Wine, Cheese, and Heavy Manufacturing

by Ingrid Jensen, MBA ’12

Ingrid Jensen, MBA ’12

It’s 11 p.m. on a Wednesday night and I’m in a hotel room in New Jersey unwinding with a nice primitivo, an array of cheeses, and a loaf of crusty, homemade whole wheat bread. Joining me are my pals Lisa Rodriguez (MBA ’12), Saranya Srinivasan (MILR ’11), and Becky Li (MEng ’11), and we’re discussing what was day one of our first overnight trip with the Semester in Strategic Operations (SSO) Immersion.

The day started at 6:45 a.m., when our bus left Sage Hall and we headed to Raymond, a company that makes five classes of forklifts. Raymond was my first encounter with heavy manufacturing. The firm has such a high degree of vertical integration that they joke they do everything “but mine the ore.” We got there in time to attend Raymond’s 8:15 a.m. quality control meeting in the plant’s asaichi room. Raymond is owned by Toyota, and the plant is run on the famed Toyota Production System. The asaichi room is a dedicated area to the concept of kaizen, continuous improvement. At the daily meeting, plant supervisors discuss any issues that came up the previous day. The idea is to get at a problem’s root cause, solve it, and make any necessary adjustments to the production process so that it doesn’t happen again.

The fact that we were invited to join the meeting—and were given full access to company data, the problems the firm was troubleshooting, and to top management—is textbook SSO Immersion. The program gets you out of Ithaca and into businesses where you can speak with everyone from hourly employees to C-suite management.

And despite my silly headline, SSO is about much more than just manufacturing. Students spend equal time studying service operations, so the second day of this particular trip took us to Goldman Sachs. We spent the morning at the firm’s Jersey City offices, where Goldman’s operations are headquartered, and then we caught the ferry across the Hudson to visit its trading floors in Manhattan. It was fascinating to speak at length with my team’s trading floor guide, who works in commodities operations. His staff members are the only ops managers at Goldman who actually sit on the trading floor, since close communication between commodities traders and commodities operations professionals is essential. After all, if you’re selling oil, you need to know if your ops folks have the tankers or pipeline in place that you need to fulfill the trade. I’m still marveling at the many moving pieces Goldman Sachs operations managers have to deal with every day, not to mention the complexity of the contingency planning they need to undertake in the event of a national security incident or natural disaster.

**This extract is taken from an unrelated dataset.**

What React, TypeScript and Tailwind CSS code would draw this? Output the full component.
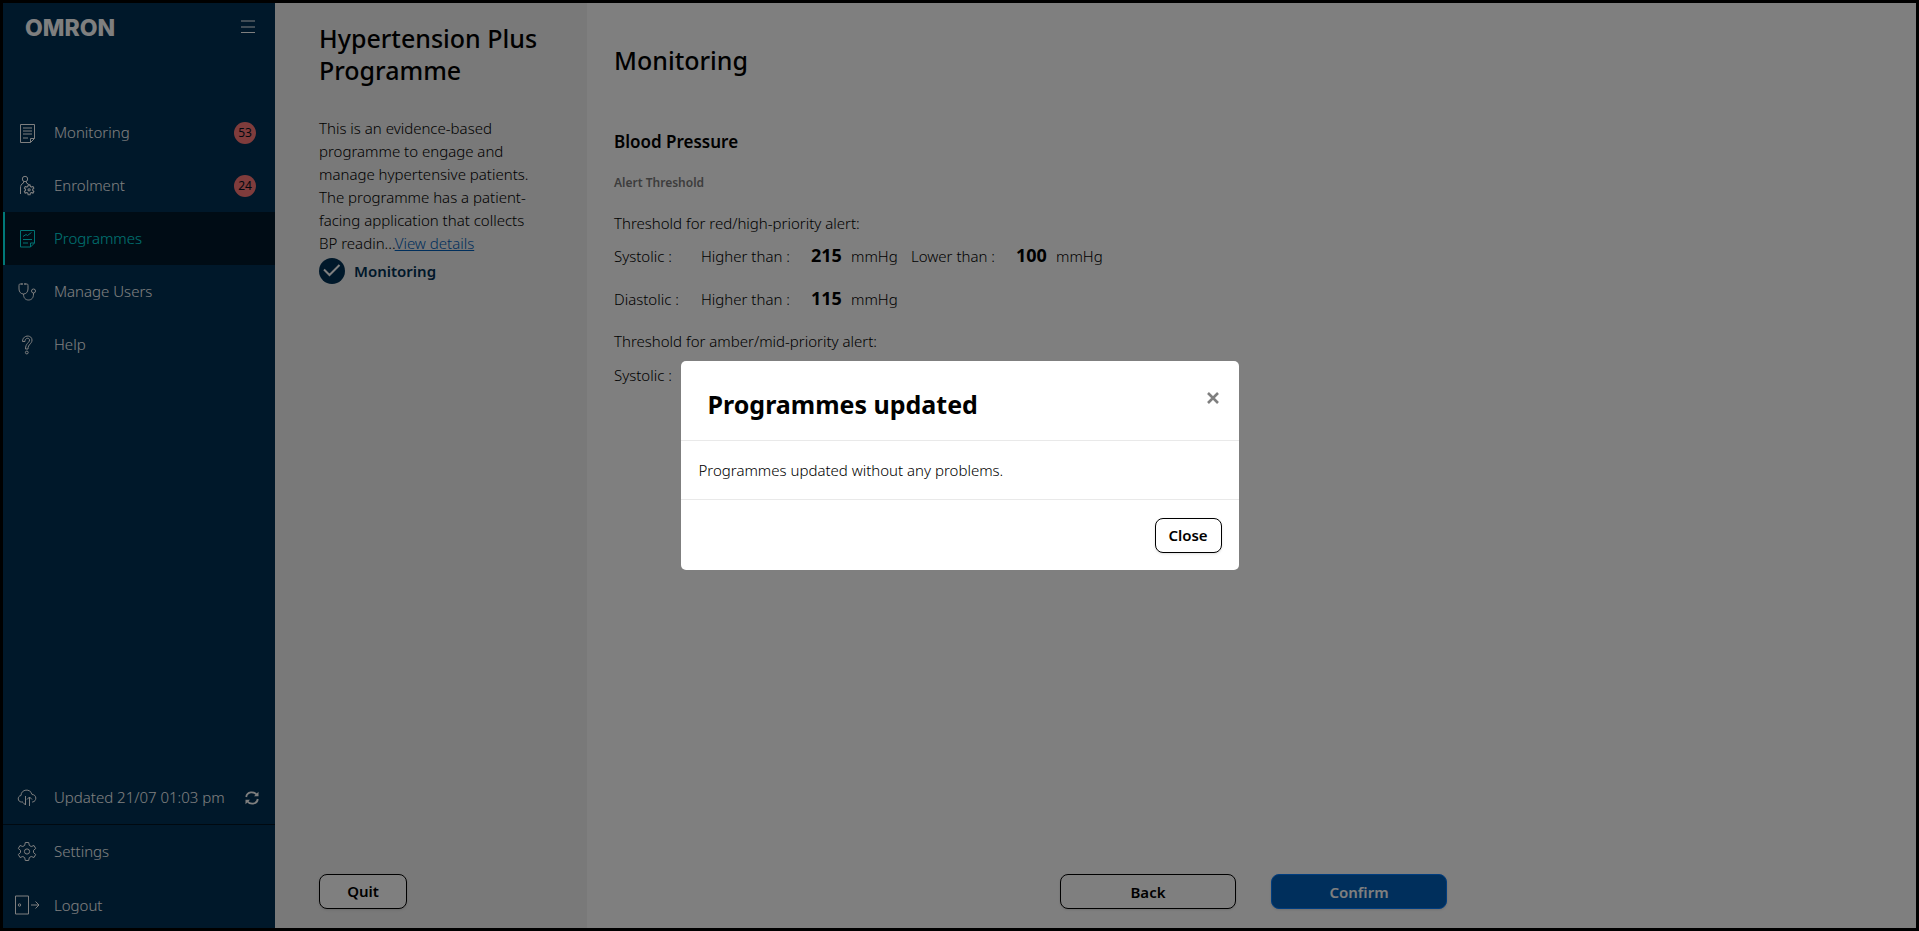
import type { ReactNode } from 'react'

type IconName = 'report' | 'enrol' | 'chart' | 'stethoscope' | 'help' | 'cloud' | 'gear' | 'logout'

const GEAR =
  'M10.3 2.5h3.4l.6 2.9 1.9 1.1 2.8-1 1.7 3-2.2 1.9v2.2l2.2 1.9-1.7 3-2.8-1-1.9 1.1-.6 2.9h-3.4l-.6-2.9-1.9-1.1-2.8 1-1.7-3 2.2-1.9v-2.2L3.3 8.500l1.700-3 2.800 1 1.900-1.100z'

const ICONS: Record<IconName, ReactNode> = {
  report: (
    <>
      <path d="M5.500 3.500h14v14l-4 4h-10zM19.500 17.500h-4v4" />
      <path d="M8 7h9M8 10h9M8 13h9M8 17h5" />
    </>
  ),
  enrol: (
    <>
      <circle cx="10" cy="5" r="2.700" />
      <path d="M8.500 7.500v1.500C6 10 5.500 12 5.500 14v6M11.500 7.500v1.500c1.500.5 2.500 1.500 3 2.500" />
      <g transform="translate(7.500 9.500) scale(.55)" strokeWidth="2">
        <path d={GEAR} />
        <circle cx="12" cy="11.500" r="2" />
      </g>
    </>
  ),
  chart: (
    <>
      <path d="M5.500 3.500h14v12.500l-4 4h-10zM19.500 16h-4v4" />
      <path d="M8 9.500l3-2 1.500 1 4-3M8 12.500h9M8 16h5" />
    </>
  ),
  stethoscope: (
    <>
      <path d="M6.500 4H5C4 4 4 5 4 6v3c0 3 2 5 4.500 5S13 12 13 9V6c0-1 0-2-1-2h-1.500M8.500 14c0 4 2 6 5 6s5-2 5-6v-1" />
      <circle cx="18.500" cy="11" r="2" />
      <circle cx="7" cy="4" r=".6" />
      <circle cx="10" cy="4" r=".6" />
    </>
  ),
  help: (
    <>
      <path d="M7.500 8.500c0-7 9.500-7 9.500-1.500 0 4-4 4-4 9h-2.500c0-6 4-6 4-9 0-2.500-4.500-2.500-4.500 1.500z" />
      <circle cx="11.800" cy="19.500" r="1.400" />
    </>
  ),
  cloud: (
    <>
      <path d="M8 16H6.500c-4 0-4.500-6-.5-6.500C6 3 15.500 2 17 8.500c5 0 5 7 .5 7.500H17" />
      <path d="M10.500 10v9m-2.500-2.500l2.500 2.500M14.500 20v-9m-2.500 2.500l2.500-2.500 2.500 2.500" />
    </>
  ),
  gear: (
    <>
      <path d={GEAR} />
      <circle cx="12" cy="11.500" r="2.600" />
    </>
  ),
  logout: (
    <>
      <path d="M.5 3h13v18H.5z" />
      <circle cx="4.500" cy="12" r="1.200" />
      <path d="M16 12h8M20.500 8.500L24 12l-3.500 3.500" />
    </>
  ),
}

function Icon({ name }: { name: IconName }) {
  return (
    <svg
      className="h-6 w-6 shrink-0 overflow-visible"
      viewBox="0 0 24 24"
      fill="none"
      stroke="currentColor"
      strokeWidth="1"
      strokeLinejoin="round"
      aria-hidden="true"
    >
      {ICONS[name]}
    </svg>
  )
}

const NAV: { label: string; icon: IconName; count?: number; active?: boolean }[] = [
  { label: 'Monitoring', icon: 'report', count: 53 },
  { label: 'Enrolment', icon: 'enrol', count: 24 },
  { label: 'Programmes', icon: 'chart', active: true },
  { label: 'Manage Users', icon: 'stethoscope' },
  { label: 'Help', icon: 'help' },
]

function Sidebar() {
  return (
    <aside className="flex w-[272px] shrink-0 flex-col bg-[#003054] text-white">
      <div className="flex h-[103px] items-start justify-between pt-[11px] pr-5 pl-[22px]">
        <span className="font-['Inter',sans-serif] text-[23px] leading-7 font-extrabold">OMRON</span>
        <button type="button" aria-label="Toggle menu" className="pt-[6px]">
          <svg className="h-[14px] w-[14px]" viewBox="0 0 14 14" stroke="currentColor" strokeWidth="1.200">
            <path d="M0 1h14M0 7h14M0 12.500h14" />
          </svg>
        </button>
      </div>

      <nav aria-label="Main">
        {NAV.map((item) => (
          <a
            key={item.label}
            href="#"
            aria-current={item.active ? 'page' : undefined}
            className={
              item.active
                ? 'flex h-[53px] items-center border-l-2 border-[#00f0f0] bg-[#00182a] pr-[19px] pl-[10px] text-[#00e6e6]'
                : 'flex h-[53px] items-center pr-[19px] pl-3'
            }
          >
            <Icon name={item.icon} />
            <span className="ml-[15px] flex-1">{item.label}</span>
            {item.count && (
              <span className="flex h-[22px] w-[22px] items-center justify-center rounded-full bg-[#ff7878] text-[12px] font-normal text-[#001020]">
                {item.count}
              </span>
            )}
          </a>
        ))}
      </nav>

      <div className="mt-auto">
        <div className="flex h-[54px] items-center border-b border-black/60 pr-4 pl-3">
          <Icon name="cloud" />
          <span className="ml-[15px] flex-1 whitespace-nowrap">Updated 21/07 01:03 pm</span>
          <button type="button" aria-label="Refresh">
            <svg className="h-[14px] w-[14px]" viewBox="0 0 14 14" fill="none" stroke="currentColor" strokeWidth="1.800">
              <path d="M1.200 6C2 .5 9 0 12 4M12.800 8C12 13.500 5 14 2 10" />
              <path d="M13.500.8v4.400H9zM.5 13.200V8.800H5z" fill="currentColor" stroke="none" />
            </svg>
          </button>
        </div>
        <a href="#" className="flex h-[53px] items-center pl-3">
          <Icon name="gear" />
          <span className="ml-[15px]">Settings</span>
        </a>
        <a href="#" className="flex h-[50px] items-center pt-1 pl-3">
          <Icon name="logout" />
          <span className="ml-[15px]">Logout</span>
        </a>
      </div>
    </aside>
  )
}

function ProgrammePanel() {
  return (
    <section className="flex w-[312px] shrink-0 flex-col bg-[#f2f2f2] pt-[19px] pr-11 pb-[19px] pl-11 text-black">
      <h1 className="text-[25px] leading-8 font-medium whitespace-nowrap">
        Hypertension Plus
        <br />
        Programme
      </h1>
      <p className="mt-[31px] leading-[23px] whitespace-nowrap">
        This is an evidence-based
        <br />
        programme to engage and
        <br />
        manage hypertensive patients.
        <br />
        The programme has a patient-
        <br />
        facing application that collects
        <br />
        BP readin...
        <a href="#" className="text-[#005eb8] underline">
          View details
        </a>
      </p>
      <div className="mt-[3px] flex items-center gap-[9px] font-semibold text-[#003054]">
        <svg className="h-[26px] w-[26px]" viewBox="0 0 26 26" fill="none" aria-hidden="true">
          <circle cx="13" cy="13" r="13" fill="currentColor" />
          <path d="M5 11.500l5.500 5.500L20.500 7" stroke="white" strokeWidth="2" />
        </svg>
        Monitoring
      </div>
      <button
        type="button"
        className="mt-auto h-[35px] w-[88px] rounded-lg border border-black bg-white font-semibold shadow-sm"
      >
        Quit
      </button>
    </section>
  )
}

function Limit({ label, value }: { label: string; value: number }) {
  return (
    <div className="flex items-baseline">
      <dt className="w-[110px] data-[low=true]:w-[105px]" data-low={label === 'Lower than'}>
        {label} :
      </dt>
      <dd className="flex w-[100px] items-baseline">
        <strong className="w-10 text-lg leading-6 font-bold">{value}</strong>
        mmHg
      </dd>
    </div>
  )
}

function MonitoringPanel() {
  return (
    <main className="flex min-w-0 flex-1 flex-col bg-white pt-[41px] pr-[23px] pb-[19px] pl-[27px] leading-6 text-black">
      <h2 className="text-[25px] leading-8 font-medium">Monitoring</h2>
      <h3 className="mt-[54px] text-[17px] leading-6 font-semibold">Blood Pressure</h3>
      <h4 className="mt-[17px] text-[12px] leading-6 font-semibold text-[#7a7a7a]">Alert Threshold</h4>
      <p className="mt-4">Threshold for red/high-priority alert:</p>
      <dl className="mt-2 flex items-baseline">
        <dt className="w-[87px]">Systolic :</dt>
        <Limit label="Higher than" value={215} />
        <Limit label="Lower than" value={100} />
      </dl>
      <dl className="mt-[18px] flex items-baseline">
        <dt className="w-[87px]">Diastolic :</dt>
        <Limit label="Higher than" value={115} />
      </dl>
      <p className="mt-[18px]">Threshold for amber/mid-priority alert:</p>
      <p className="mt-[10px]">Systolic :</p>

      <div className="mt-auto flex justify-center gap-[35px] font-semibold">
        <button type="button" className="h-[35px] w-[176px] rounded-lg border border-black bg-white shadow-sm">
          Back
        </button>
        <button
          type="button"
          className="h-[35px] w-[176px] rounded-lg border border-[#007aff] bg-[#005eb8] text-white shadow-sm"
        >
          Confirm
        </button>
      </div>
    </main>
  )
}

function UpdatedDialog() {
  return (
    <div className="fixed inset-0 z-50 flex items-center justify-center bg-black/50">
      <div
        role="dialog"
        aria-modal="true"
        aria-labelledby="dialog-title"
        className="w-[558px] rounded-[5px] bg-white text-black"
      >
        <header className="flex items-start justify-between border-b border-[#e9e9e9] pt-[27px] pr-4 pb-5 pl-[27px]">
          <h2 id="dialog-title" className="text-[25px] leading-8 font-bold">
            Programmes updated
          </h2>
          <button type="button" aria-label="Close dialog" className="p-1 text-[#7f7f7f]">
            <svg className="h-3 w-3" viewBox="0 0 12 12" stroke="currentColor" strokeWidth="2.600">
              <path d="M1 1l10 10M11 1L1 11" />
            </svg>
          </button>
        </header>
        <p className="border-b border-[#e9e9e9] px-[18px] py-[17px] leading-6">
          Programmes updated without any problems.
        </p>
        <footer className="flex justify-end px-[17px] pt-[18px] pb-[17px]">
          <button
            type="button"
            className="h-[35px] w-[67px] rounded-lg border border-black bg-white font-semibold shadow-sm"
          >
            Close
          </button>
        </footer>
      </div>
    </div>
  )
}

export default function App() {
  return (
    <div className="flex min-h-screen border-[3px] border-black font-['Noto_Sans','Open_Sans',sans-serif] text-[15px] font-light">
      <Sidebar />
      <ProgrammePanel />
      <MonitoringPanel />
      <UpdatedDialog />
    </div>
  )
}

Other visits on the three-day trip included Maines Foods, Pfizer, Renaissance Meadowlands Hotel, and Quest Diagnostics. And that was just half of us—the other half of the class had a different itinerary and went to another slate of companies, including UPS and Sikorsky Helicopter. Plus, there are several trips each semester.

For me, SSO was the perfect fit because I have a strong interest in general management, systems thinking, and how you improve processes. Another bonus of SSO is that it’s not just Johnson students. Every semester graduate students from Cornell’s School of Engineering and the School of Industrial and Labor Relations join the immersion. They add additional diversity to the classroom, help you expand your network outside the business school, and bring their own unique perspectives on business problems. In short, I loved SSO and consider it one of the absolute highlights of my Johnson education.